High cardinality features may cause problems when we are training our model. Even though we transform each unique value of a categorical feature to a new feature, they may bring the curse of dimensionality. So, we are going to use the high cardinality features for adding new features, then we are going to remove them from the datasets.

In [14]:
object_columns = (train
                  .select_dtypes(include="object")
                  .columns)

for column in object_columns:
    print("{} has {} unique values."
          .format(column, 
                  train[column]
                  .nunique()))

country has 37 unique values.
description has 8948 unique values.
designation has 4913 unique values.
province has 236 unique values.
region_1 has 699 unique values.
region_2 has 17 unique values.
taster_name has 18 unique values.
taster_twitter_handle has 14 unique values.
title has 8937 unique values.
variety has 325 unique values.
winery has 5097 unique values.


<b>Cardinality</b> is the number of unique values that a feature has.

<b>We have some high-cardinality features:</b>

- description
- designation
- title
- winery

<b>We have some moderate-cardinality features:</b>

- province
- region_1
- variety

<b>We have some low-cardinality features:</b>

- country
- taster_name
- taster_twitter_handle

Description contains information about wine's color, taste and notes (like citrus, tannins). Title feature contains year of the wine produced. Variety has the information about if different type of grapes are blended or not. They can be used to extract more features.

High cardinality features will be dropped from the dataset, if not used for feature extraction.

Most frequent values of moderate and low cardinality features will be explored in the Exploratory Data Analysis.

## Unique values of taster_name and taster_twitter_handle

In [15]:
taster_names = train["taster_name"].unique()

for value in taster_names:
    print(value)

Sean P. Sullivan
Susan Kostrzewa
Roger Voss
Lauren Buzzeo
Joe Czerwinski
Michael Schachner
Jim Gordon
Kerin O’Keefe
Matt Kettmann
nan
Paul Gregutt
Virginie Boone
Anna Lee C. Iijima
Jeff Jenssen
Mike DeSimone
Anne Krebiehl MW
Alexander Peartree
Fiona Adams
Carrie Dykes


In [16]:
taster_twitter_handles = (train["taster_twitter_handle"]
                          .unique())

for value in taster_twitter_handles:
    print(value)

@wawinereport
@suskostrzewa
@vossroger
@laurbuzz
@JoeCz
@wineschach
@gordone_cellars
@kerinokeefe
@mattkettmann
nan
@paulgwine 
@vboone
@worldwineguys
@AnneInVino
@bkfiona


The objective is to show good prediction is possible using wine predictor, which is a machine learning model itself.
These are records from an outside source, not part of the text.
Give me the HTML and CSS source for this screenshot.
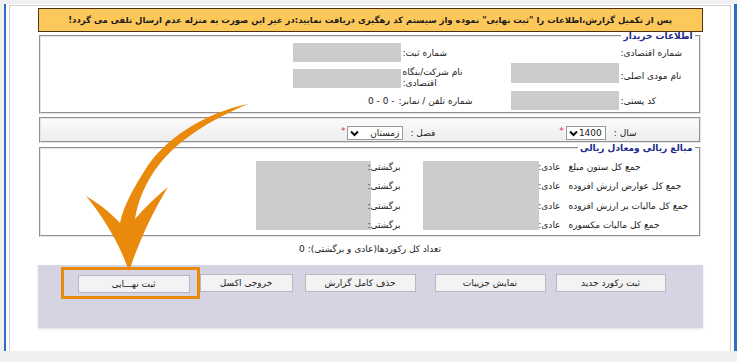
FILE: index.html
```html
<!DOCTYPE html>
<html lang="fa" dir="rtl">
<head>
  <meta charset="UTF-8" />
  <title>ثبت نهایی گزارش</title>
  <link rel="stylesheet" href="styles.css">
</head>
<body>
  <div class="frame">
    <div class="page">
      <div class="content">

        <div class="notice">پس از تکمیل گزارش،اطلاعات را "ثبت نهایی" نموده واز سیستم کد رهگیری دریافت نمایید:در غیر این صورت به منزله عدم ارسال تلقی می گردد!</div>

        <fieldset class="box buyer">
          <legend>اطلاعات خریدار</legend>
          <div class="buyer-grid">
            <span class="lbl c1">شماره اقتصادی:</span>
            <span class="lbl c4">شماره ثبت:</span>
            <span class="field c5"></span>

            <span class="lbl c1">نام مودی اصلی:</span>
            <span class="field c2 top"></span>
            <span class="lbl c4 wrap">نام شرکت/بنگاه اقتصادی:</span>
            <span class="field c5 low"></span>

            <span class="lbl c1">کد پستی:</span>
            <span class="field c2"></span>
            <span class="lbl c4">شماره تلفن / نمابر:</span>
            <span class="value c5" dir="ltr">0 - 0 -</span>
          </div>
        </fieldset>

        <fieldset class="box period">
          <div class="period-row">
            <span class="lbl">سال :</span>
            <span class="select year">1400 <svg width="9" height="7" viewBox="0 0 9 7"><path d="M1 1.5 L4.5 5 L8 1.5" fill="none" stroke="#111" stroke-width="2"/></svg></span>
            <span class="req">*</span>
            <span class="lbl season-lbl">فصل :</span>
            <span class="select season">زمستان <svg width="9" height="7" viewBox="0 0 9 7"><path d="M1 1.5 L4.5 5 L8 1.5" fill="none" stroke="#111" stroke-width="2"/></svg></span>
            <span class="req">*</span>
          </div>
        </fieldset>

        <fieldset class="box amounts">
          <legend>مبالغ ریالی ومعادل ریالی</legend>
          <div class="amount-grid">
            <span class="field normal-box"></span>
            <span class="field return-box"></span>

            <span class="lbl a1">جمع کل ستون مبلغ</span>
            <span class="lbl a2">عادی:</span>
            <span class="lbl a5">برگشتی:</span>

            <span class="lbl a1">جمع کل عوارض ارزش افزوده</span>
            <span class="lbl a2">عادی:</span>
            <span class="lbl a5">برگشتی:</span>

            <span class="lbl a1">جمع کل مالیات بر ارزش افزوده</span>
            <span class="lbl a2">عادی:</span>
            <span class="lbl a5">برگشتی:</span>

            <span class="lbl a1">جمع کل مالیات مکسوره</span>
            <span class="lbl a2">عادی:</span>
            <span class="lbl a5">برگشتی:</span>
          </div>
        </fieldset>

        <div class="count">تعداد کل رکوردها(عادی و برگشتی): 0</div>

        <div class="panel">
          <div class="btn-row">
            <button class="btn b1">ثبت رکورد جدید</button>
            <button class="btn b2">نمایش جزییات</button>
            <button class="btn b3">حذف کامل گزارش</button>
            <button class="btn b4">خروجی اکسل</button>
            <span class="highlight"><button class="btn b5">ثبت نهـــایی</button></span>
          </div>
        </div>

      </div>
    </div>
  </div>

  <svg class="arrow" width="737" height="362" viewBox="0 0 737 362">
    <path d="M248 104 C205 113 165 138 145 170 C131 192 123 208 120 223 C110 212 98 203 86 196 C104 218 119 243 129 271 C139 242 152 213 168 187 C157 196 146 206 135 219 C138 200 146 182 158 166 C178 140 210 120 248 104 Z" fill="#ea8a0c"/>
  </svg>
</body>
</html>
```

FILE: styles.css
```css
body {
  margin: 0;
  background-color: #f0f0f0;
  font-family: "DejaVu Sans", sans-serif;
  font-size: 9px;
  color: #222;
  position: relative;
  height: 362px;
  overflow: hidden;
}
.frame {
  margin: 4px 0 0 2px;
  width: 733px;
  height: 347px;
  box-sizing: border-box;
  border-left: 2px solid #2c6fc6;
  border-right: 3px solid #2c6fc6;
  background-color: white;
  padding: 1px 3px 0 3px;
}
.page {
  height: 346px;
  box-sizing: border-box;
  border: 1px solid #d0d0d0;
  border-bottom: none;
}
.content {
  width: 665px;
  margin: 0 auto;
}
.notice {
  margin-top: 2px;
  height: 24px;
  box-sizing: border-box;
  border: 1px solid #4a3215;
  background-color: #fdc85a;
  color: #1a1a1a;
  font-weight: bold;
  font-size: 8.5px;
  line-height: 22px;
  text-align: center;
  white-space: nowrap;
  overflow: hidden;
}
.box {
  margin: 0 2px 0 1px;
  padding: 0;
  border: 2px groove #e4e4e4;
  min-width: 0;
}
.box legend {
  color: #1c2a8e;
  font-weight: bold;
  font-size: 9px;
  line-height: 8px;
  padding: 0 2px;
  margin-right: 4px;
}
.lbl {
  text-align: left;
  white-space: nowrap;
  padding-left: 2px;
}
.field {
  background-color: #cccccc;
}
.buyer-grid {
  display: grid;
  grid-template-columns: 80px 108px 38px 72px 108px 1fr;
  grid-template-rows: 21px 26px 23px;
  align-items: center;
  padding-top: 2px;
}
.c1 { grid-column: 1; }
.c2 { grid-column: 2; }
.c4 { grid-column: 4; }
.c5 { grid-column: 5; }
.buyer-grid .field {
  height: 19px;
}
.buyer-grid .field.top {
  align-self: start;
  height: 20px;
}
.buyer-grid .field.low {
  margin-top: 5px;
}
.buyer-grid .wrap {
  white-space: normal;
  line-height: 11px;
  padding-top: 4px;
}
.buyer-grid .value {
  text-align: right;
  padding-right: 6px;
}
.period {
  margin-top: 3px;
  height: 26px;
  box-sizing: border-box;
  background: linear-gradient(#fbfbfb, #ededed);
}
.period-row {
  display: flex;
  align-items: center;
  padding: 7px 62px 0 0;
}
.select {
  display: inline-flex;
  align-items: center;
  justify-content: space-between;
  height: 14px;
  box-sizing: border-box;
  border: 1px solid #9a9a9a;
  background-color: white;
  padding: 0 3px 0 2px;
  font-size: 9px;
}
.select.year {
  margin-right: 6px;
  width: 40px;
}
.select.season {
  margin-right: 5px;
  width: 56px;
}
.req {
  color: #e03030;
  font-size: 9px;
  margin-right: 2px;
  align-self: flex-start;
}
.season-lbl {
  margin-right: 124px;
}
.amounts {
  margin-top: 1px;
  height: 93px;
  box-sizing: border-box;
}
.amount-grid {
  display: grid;
  grid-template-columns: 138px 22px 116px 22px 30px 115px 1fr;
  grid-template-rows: repeat(4, 19.5px);
  align-items: center;
  padding-top: 5px;
}
.a1 {
  grid-column: 1;
  padding-left: 8px;
}
.a2 { grid-column: 2; }
.a5 {
  grid-column: 5;
  text-align: right;
  padding-left: 0;
}
.normal-box,
.return-box {
  grid-column: 3;
  grid-row: 1 / span 4;
  align-self: stretch;
  margin: 4px 0 5px;
}
.return-box {
  grid-column: 6;
}
.count {
  margin-top: 6px;
  text-align: center;
  line-height: 12px;
}
.panel {
  margin-top: 10px;
  height: 63px;
  background-color: #d4d4e3;
  box-shadow: 0 1px 2px rgba(0, 0, 0, 0.12);
  padding-top: 2px;
  box-sizing: border-box;
}
.btn-row {
  display: flex;
  align-items: center;
  height: 32px;
  padding-right: 37px;
}
.btn {
  height: 18px;
  box-sizing: border-box;
  border: 1px solid #b8b8c4;
  background-color: #f3f3f3;
  font-family: "DejaVu Sans", sans-serif;
  font-size: 9px;
  color: #222;
  padding: 0;
  margin: 0;
}
.b1 { width: 110px; }
.b2 { width: 111px; margin-right: 10px; }
.b3 { width: 111px; margin-right: 19px; }
.b4 { width: 93px; margin-right: 12px; }
.b5 { width: 112px; }
.highlight {
  display: flex;
  height: 32px;
  box-sizing: border-box;
  border: 3px solid #ea8a0c;
  padding: 5px 7px 3px 14px;
}
.arrow {
  position: absolute;
  left: 0;
  top: 0;
  pointer-events: none;
}
```
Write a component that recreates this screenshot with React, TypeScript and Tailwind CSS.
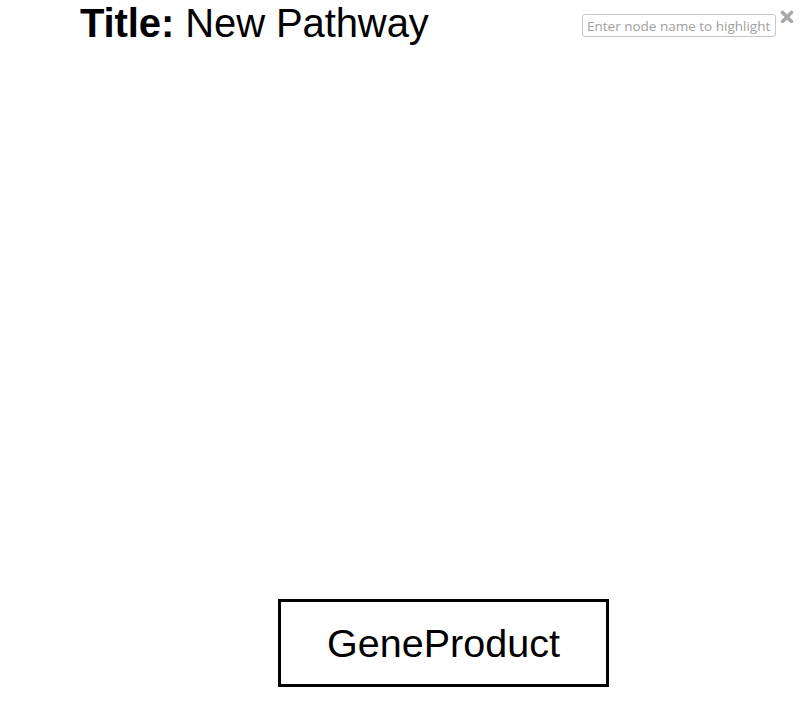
import React from "react";

export default function App() {
  return (
    <div className="relative h-[728px] w-[800px] overflow-hidden bg-white font-['Liberation_Sans',Arial,sans-serif] text-black">
      <div className="flex items-start justify-between">
        <h1 className="pl-[80px] text-[40px] leading-[46px] tracking-[-0.1px]">
          <span className="font-bold">Title:</span> New Pathway
        </h1>
        <div className="flex items-start gap-[4px] pt-[14px] pr-[6px]">
          <input
            type="text"
            placeholder="Enter node name to highlight"
            className="h-[23px] w-[194px] rounded-[3px] border border-[#c8c8c8] px-[4px] font-['Open_Sans',sans-serif] text-[13.5px] text-gray-600 placeholder:text-[#a0a0a0] focus:outline-none"
          />
          <svg width="14" height="14" viewBox="0 0 14 14" className="mt-[-5px]">
            <path d="M2.5 3.5 L11.5 12.5 M11.5 3.5 L2.5 12.5" stroke="#a8a8a8" strokeWidth="3.6" strokeLinecap="round" />
          </svg>
        </div>
      </div>

      {/* diagram node */}
      <div className="absolute left-[278px] top-[599px] flex h-[88px] w-[331px] items-center justify-center border-[3px] border-black pt-[2px]">
        <span className="text-[39.5px] leading-none">GeneProduct</span>
      </div>
    </div>
  );
}
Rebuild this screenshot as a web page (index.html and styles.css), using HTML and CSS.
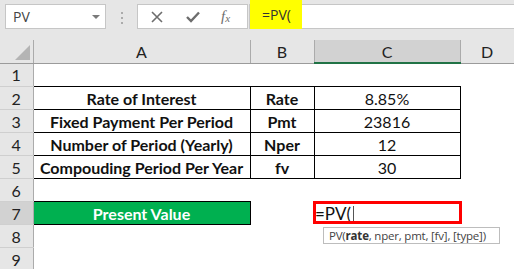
FILE: index.html
```html
<!DOCTYPE html>
<html lang="en">
<head>
  <meta charset="UTF-8">
  <title>PV formula</title>
  <link rel="stylesheet" href="styles.css">
</head>
<body>

  <div class="toolbar">
    <div class="namebox">
      <span>PV</span>
      <span class="drop"></span>
    </div>
    <div class="grip"><i></i><i></i><i></i></div>
    <div class="buttons">
      <svg class="ico" width="12" height="12" viewBox="0 0 12 12">
        <path d="M1 1 L11 11 M11 1 L1 11" stroke="#6d6d6d" stroke-width="1.6" fill="none"/>
      </svg>
      <svg class="ico" width="14" height="12" viewBox="0 0 14 12">
        <path d="M1 6 L5 10 L13 1.5" stroke="#6d6d6d" stroke-width="2.4" fill="none"/>
      </svg>
      <span class="fx">f<sub>x</sub></span>
    </div>
    <div class="fbar">
      <span class="hl">=PV(</span>
    </div>
  </div>

  <table class="sheet">
    <colgroup>
      <col class="c-hd"><col class="c-a"><col class="c-b"><col class="c-c"><col class="c-d">
    </colgroup>
    <tr class="cols">
      <th class="corner"><span class="tri"></span></th>
      <th>A</th>
      <th>B</th>
      <th class="sel">C</th>
      <th>D</th>
    </tr>
    <tr><th>1</th><td></td><td></td><td></td><td></td></tr>
    <tr><th>2</th><td class="bx lbl">Rate of Interest</td><td class="bx lbl">Rate</td><td class="bx">8.85%</td><td></td></tr>
    <tr><th>3</th><td class="bx lbl">Fixed Payment Per Period</td><td class="bx lbl">Pmt</td><td class="bx">23816</td><td></td></tr>
    <tr><th>4</th><td class="bx lbl">Number of Period (Yearly)</td><td class="bx lbl">Nper</td><td class="bx">12</td><td></td></tr>
    <tr><th>5</th><td class="bx lbl">Compouding Period Per Year</td><td class="bx lbl">fv</td><td class="bx">30</td><td></td></tr>
    <tr><th>6</th><td></td><td></td><td></td><td></td></tr>
    <tr><th class="sel">7</th><td class="bx lbl pv">Present Value</td><td></td><td class="edit">=PV(<span class="cursor"></span></td><td></td></tr>
    <tr><th>8</th><td></td><td></td><td></td><td></td></tr>
    <tr><th>9</th><td></td><td></td><td></td><td></td></tr>
  </table>

  <div class="redbox"></div>
  <div class="tip">PV(<b>rate</b>, nper, pmt, [fv], [type])</div>

</body>
</html>
```

FILE: styles.css
```css
body {
  margin: 0;
  width: 514px;
  height: 269px;
  overflow: hidden;
  position: relative;
  background: #fff;
  font-family: "Lato", sans-serif;
}
.toolbar {
  display: flex;
  align-items: flex-start;
  height: 40px;
  box-sizing: border-box;
  padding: 4px 0 0 5px;
  background: #e6e6e6;
}
.namebox {
  width: 101px;
  height: 25px;
  box-sizing: border-box;
  border: 1px solid #c6c6c6;
  background: #fff;
  display: flex;
  align-items: center;
  justify-content: space-between;
  padding: 0 5px 0 7px;
  font-family: "Open Sans", sans-serif;
  font-size: 14px;
  color: #444;
}
.drop {
  border-left: 4px solid transparent;
  border-right: 4px solid transparent;
  border-top: 4px solid #7a7a7a;
}
.grip {
  display: flex;
  flex-direction: column;
  gap: 3px;
  margin: 8px 14px 0 15px;
}
.grip i {
  display: block;
  width: 2px;
  height: 2px;
  background: #ababab;
}
.buttons {
  width: 111px;
  height: 25px;
  box-sizing: border-box;
  border: 1px solid #c6c6c6;
  background: #fff;
  display: flex;
  align-items: center;
  padding-left: 13px;
  gap: 23px;
}
.fx {
  font-family: "Liberation Serif", serif;
  font-style: italic;
  font-size: 15px;
  color: #6d6d6d;
  margin-left: -2px;
}
.fx sub {
  font-size: 11px;
  vertical-align: -1px;
}
.fbar {
  flex: 1;
  height: 25px;
  box-sizing: border-box;
  margin-left: 1px;
  border: 1px solid #c6c6c6;
  border-right: none;
  background: #fff;
  display: flex;
}
.hl {
  margin-top: -5px;
  height: 29px;
  width: 52px;
  box-sizing: border-box;
  padding-left: 12px;
  line-height: 29px;
  background: #ffff00;
  font-family: "Open Sans", sans-serif;
  font-size: 14px;
  color: #333;
}

.sheet {
  border-collapse: collapse;
  table-layout: fixed;
  width: 514px;
}
.c-hd { width: 33px; }
.c-a { width: 217px; }
.c-b { width: 64px; }
.c-c { width: 146px; }
.c-d { width: 54px; }
.sheet th,
.sheet td {
  padding: 0;
  height: 22px;
  font-size: 16px;
  text-align: center;
  white-space: nowrap;
  overflow: hidden;
}
.sheet th {
  background: #e6e6e6;
  color: #222;
  font-weight: normal;
  border-right: 1px solid #ababab;
  border-bottom: 1px solid #cfcfcf;
}
.cols th {
  border-bottom: 1px solid #9b9b9b;
}
.sheet th.sel {
  background: #d2d2d2;
}
.cols th.sel {
  border-bottom: 2px solid #217346;
}
.corner {
  position: relative;
}
.tri {
  position: absolute;
  right: 3px;
  bottom: 3px;
  border-left: 15px solid transparent;
  border-bottom: 15px solid #b4b4b4;
}
.sheet td {
  color: #111;
}
.bx {
  border: 1px solid #000;
}
.lbl {
  font-weight: bold;
}
.pv {
  background: #00b050;
  color: #fff !important;
}
.edit {
  text-align: left !important;
  font-size: 17px !important;
  padding-left: 1px !important;
}
.cursor {
  display: inline-block;
  width: 1px;
  height: 18px;
  margin-left: 2px;
  vertical-align: -4px;
  background: #555;
}
.redbox {
  position: absolute;
  left: 313px;
  top: 201px;
  width: 149px;
  height: 23px;
  box-sizing: border-box;
  border: 3px solid #ff0000;
}
.tip {
  position: absolute;
  left: 323px;
  top: 227px;
  width: 177px;
  height: 17px;
  box-sizing: border-box;
  border: 1px solid #bdbdbd;
  background: #fff;
  padding-left: 5px;
  white-space: nowrap;
  font-family: "Open Sans", sans-serif;
  font-size: 11.5px;
  letter-spacing: -0.2px;
  line-height: 15px;
  color: #444;
}
.tip b {
  color: #333;
}
```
A "good prediction" is possible with features of independent variables that are predictive of the points. 

So we do not want to use dependent features (like taster_twitter_handle and the taster_name) when building our model, because they are providing the same information to the model and possibly making it unnecessarily complicated. 

After some online research and making sure that each unique value of taster_twitter_handle is available in the taster_name feature, we can remove taster_twitter_handle to build a good predictor.

## Clean data

Our dataset contains duplicate rows, which I realized by following the clue of some of the rows having same descriptions.

- high-cardinality features not used in feature extraction: designation, winery
- high-percentage missing value features: region_2
- dependent features: taster_twitter_handle
- duplicate rows
- rows that have missing values in the points

Both datasets will be cleaned by dropping them.

In [17]:
def CleanData(df):
    """ 
        this function drops not used features and 
        duplicate rows and empty rows of target(poinst) 
        returns cleaned df
    """

    drop_columns = ["designation",
                    "winery",
                    "region_2",
                    "taster_twitter_handle"]
    interim_df = df.drop(columns=drop_columns)

    interim_df_2 = (interim_df
                    .drop_duplicates(ignore_index=True))
    
    cleaned_df = (interim_df_2
                  .dropna(subset=["points"], 
                          how="any")
                  .reset_index(drop=True))
    
    return cleaned_df

In [18]:
train_cleaned = CleanData(train)
test_cleaned = CleanData(test)

## Findings from Understand & Clean & Format Data

In [19]:
print(
    "After the Understand & Clean & Format Data part {} rows and {} columns left in the train dataset."
    .format(train_cleaned.shape[0], 
            train_cleaned.shape[1]))
print(
    "After the Understand & Clean & Format Data part {} rows and {} columns left in the test dataset."
    .format(test_cleaned.shape[0], 
            test_cleaned.shape[1]))

After the Understand & Clean & Format Data part 8948 rows and 9 columns left in the train dataset.
After the Understand & Clean & Format Data part 1000 rows and 9 columns left in the test dataset.


- Non-numeric features are grouped as high, moderate and low cardinality features. Moderate and low cardinality features will be explored in the *Exploratory Data Analysis* part.
- Features to be used for feature extraction (description, title and variety) in *Feature Engineering* part is pre-determined.
- Duplicate rows, not-used features and dependent features are dropped. As a result we are left with 8 features in total. 8948 are left in the train dataset, test dataset row count did not change.